What Is the Resulting Frequency When Two Different Sound Frequencies Combine?

[erisedk]

Homework Statement

When two sound sources of the same amplitude but of slightly different frequencies n1 and n2 are sounded simultaneously, the sound one hears has a frequency equal to

Ans: (n1+n2)/2

Homework Equations

The Attempt at a Solution

I have virtually no clue how that's the answer. I thought maybe the problem was related to beats, but it's clearly not. Beyond this, I just don't know at all.

 

[haruspex]

Homework Statement

When two sound sources of the same amplitude but of slightly different frequencies n1 and n2 are sounded simultaneously, the sound one hears has a frequency equal to

Ans: (n1+n2)/2

Homework Equations

The Attempt at a Solution

I have virtually no clue how that's the answer. I thought maybe the problem was related to beats, but it's clearly not. Beyond this, I just don't know at all.

No, it is related to beats. Write the expression for the addition of two sine waves. What trigonometric formulae do you know that look relevant?

 

[erisedk]

Got it! Asin(2πn1t-kx) + Asin(2πn2t-kx) = 2Asin(πn1t+πn2t2-kx)cos(πn1t-πn2t), which will have the frequency (n1+n2)/2
As for cos(πn1t-πn2t), is it something like variable amplitude term in standing wave equations? Cos it doesn't have any traveling component.

 

[haruspex]

Got it! Asin(2πn1t-kx) + Asin(2πn2t-kx) = 2Asin(πn1t+πn2t2-kx)cos(πn1t-πn2t), which will have the frequency (n1+n2)/2
As for cos(πn1t-πn2t), is it something like variable amplitude term in standing wave equations? Cos it doesn't have any traveling component.
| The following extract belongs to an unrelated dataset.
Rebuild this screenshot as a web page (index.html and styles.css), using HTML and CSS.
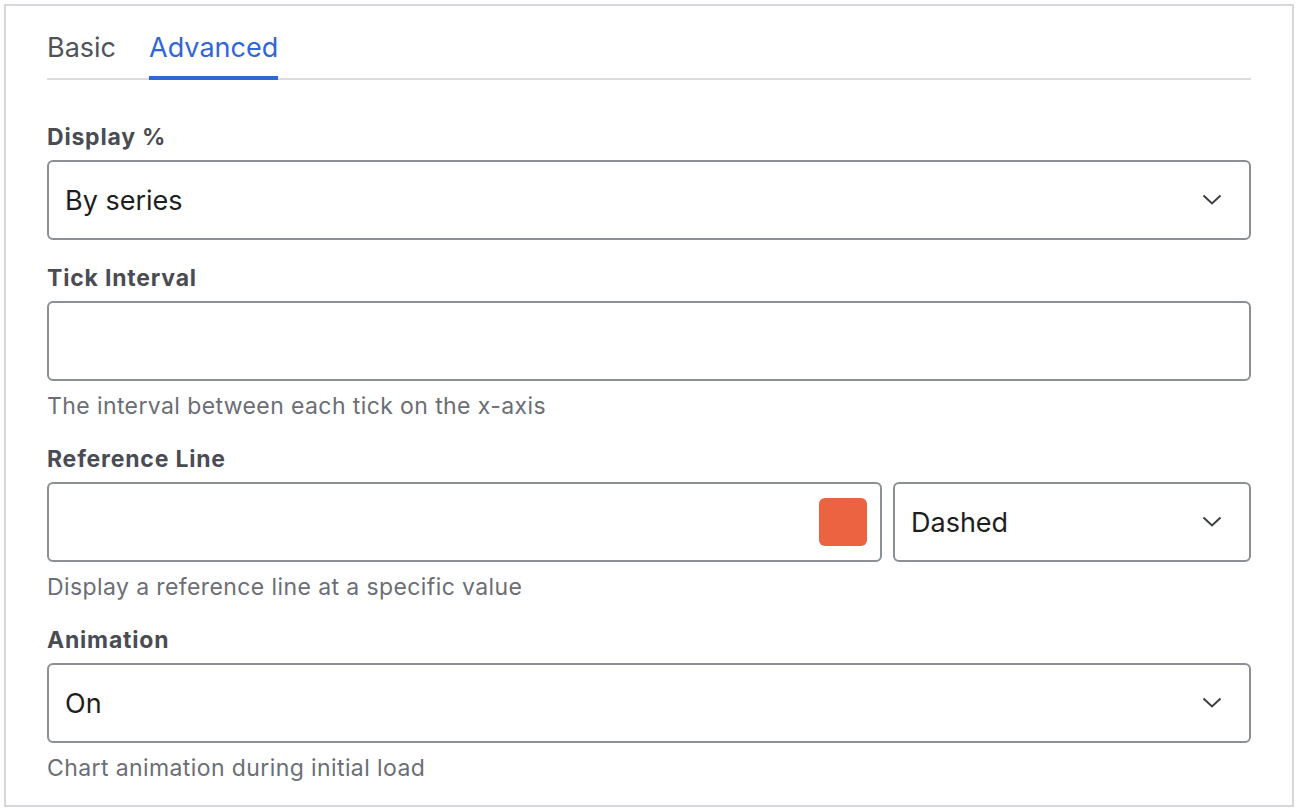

Not exactly. Your equations are not quite right. The two waves being added should have the same speed.
But whether the beat factor in the product form travels is not relevant. The listener is presumed stationary. It's a perception question; the low frequency factor is heard as variation in amplitude, not as a tone.

 

[erisedk]

Not exactly. Your equations are not quite right. The two waves being added should have the same speed.

Oh yeah, v=w/k, and so we can adjust the k's accordingly, which makes the frequency term look like this: sin(πn1t+πn2t2-(k1-k2)/2x).